Bottom line is, take responsibility for the sort of people you pursue in the first place. Otherwise the remaining tips on this list won’t do you any good.
Focus on quality over quantity when it comes to messaging.
Rather than trying to find one clever icebreaker to send to 10 women, spend more time researching one profile for something meaningful to ask her about. People put things on their profile so others can get to know them, yet not everyone takes advantage of this. Women receive so many meaningless, spammy messages that we are thrilled when someone actually takes the time to ask something personal to us.
This may seem obvious, but you’ll be surprised how many people feel they need to fake interest or play a role in order to impress a potential partner. You have heard this advice a million times for a reason: be you, not a rehearsed version of you. This is dating, not a job interview. Treat it as such. If you don’t vibe with them naturally, then move on.
Comment on personality and passions, not looks.
She may be gorgeous, but starting out by complimenting her looks will not flatter her and you’ll likely be ignored. Women want to be seen beyond their physical exterior. That is, unless she posts nothing but cleavage shots – in which case, you should probably pass her up, unless it’s a hookup you’re looking for.
Find your common ground.
It’s so much easier to spark conversations over topics you are personally interested in because you’ll have so much more to contribute to the conversation.
For example, maybe she has two pugs and you have a terrier. Talk about how much you love your dogs and ask her to go on a dog walking play date! If your dogs like each other, there’s a good chance she will too.
Perhaps you’ve been to the same music festivals. Talk about the show and what albums you’re each listening to.

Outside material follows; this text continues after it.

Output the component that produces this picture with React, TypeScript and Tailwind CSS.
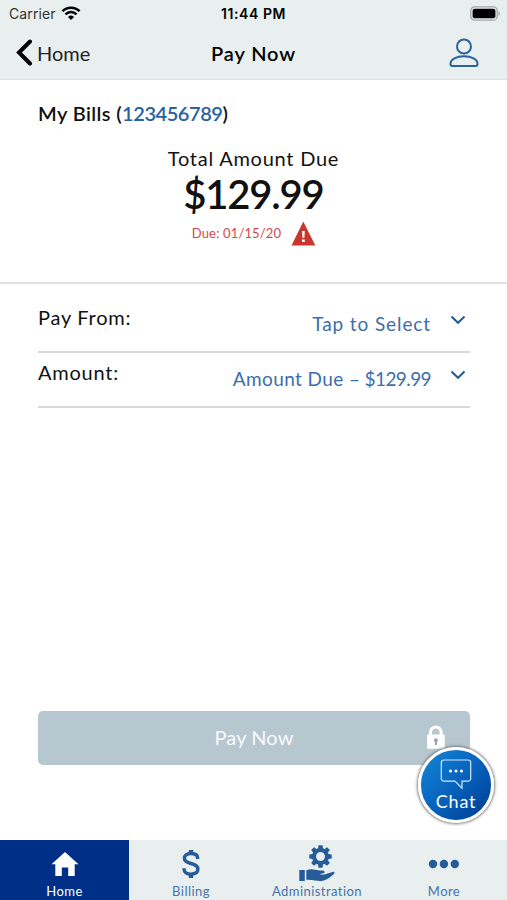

Keep the conversation light at first – you’re testing your chemistry, not conducting a background check.
If you have chemistry, set a date to meet.
Endless messaging is another common mistake we have seen too often. People spend too much time messaging only to realise months later that the person wasn’t who they thought, or their online chemistry didn’t carry over into the real world.
Once you get comfortable and get to know each other, don’t be afraid to schedule a time to meet up. Try to avoid dinner dates and bars – plan a date inspired by your shared interests. Infuse some fun into it. Get creative. You show the best side of yourself when you are doing what you love.
To recap: Screen profiles and find your common ground. Use that to spark conversation in a genuine way. Spend more time sending meaningful messages to a smaller group of women who share your passions and interests.
Our passion is helping people find love online through shared passions, so I’d love to hear feedback on how these tactics work for you. Good luck, Kevin!